This sections lists the events that have happened in 2010.

  • Oct 21, 2010 – Chi-X Global announces that it will start operating in Australia by Mar 2011
  • Oct 21, 2010 – SGX makes GETCO a trading member in its securities operations
  • Oct 25, 2011 – SGX makes a $8.3 B takeover offer for the operator of Australian Bourse
  • Nov 3, 2010 – SEC voted to bar brokers from granting HFT unfiltered access to an exchange, a move aimed at imposing safeguards meant to prevent bad trades
  • Nov 8, 2010 – SEC decides to ban `stub quotes’
  • Nov 11, 2010 – Chi-East, a joint venture between Chi-X Global and SGX was launched and this became the first pan-Asian independent dark pool to be backed by a regional exchange.Chi-East is widely regarded as a landmark in the development of Asian Equities
  • Nov 24, 2010 – DirectEdge announces that it was changing the way it handles flash orders. It also indicated that it will slowly phase out flash orders
  • Dec 1, 2010 – Equiduct Systems Ltd, announced that it traded more than 1 billion euros in Nov 2010 for the first time as ATS aimed at retail brokers gathered momentum. Equiduct is an MTF operated by Berlin bourse.
  • Dec 6, 2010 – ASX that was selling itself to SGX said that the decision to merge with SGX was in the best interests of Australia’s market micro structure development. Collectively the combined SGX – ASX entity would list companies worth $1.9T, fourth in Asia behind Tokyo, HongKong, and Shanghai.

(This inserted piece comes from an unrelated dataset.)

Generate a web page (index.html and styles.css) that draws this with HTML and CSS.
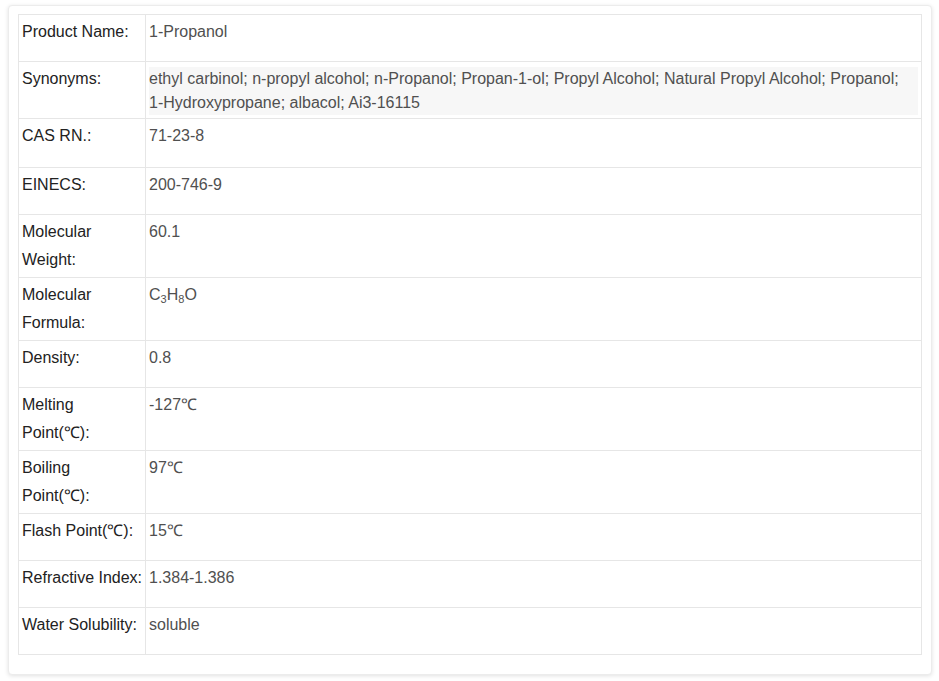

The book is interspersed with interviews with 6 High frequency traders.

Meet the Speed Trader : John Netto

image

In this chapter, John Netto , a high frequency trader talks about his trading experiences and HFT in general. Here are some of the aspects he mentions,

  • The creation of HFT strategy was the easy part. Issues such as how one will raise capital and how one will handle dealing with compliance, regulatory, reporting, and developing infrastructure are all questions not asked at first but which will become a critical part of the equation of profitability
  • Low latency is very important for HFT but the degree of importance varies based on strategy.
  • In terms of infra, I would say buy , than build so that you can focus on strategies to make money.
  • Sophisticated systems can be thought of as the assistants to the traders, not replacements to the traders, because after all, strategy, structure and people are key to success.
  • HFT is going to get bigger, stronger and more prevalent. More traditional investment managers will explore HFT in the times to come.
  • Always have a few strategies that you think , make money on paper at least.
  • I work out daily. Fitness and being active are a very important part of success . Trading requires you to be mentally alert and hence you have to be be fit.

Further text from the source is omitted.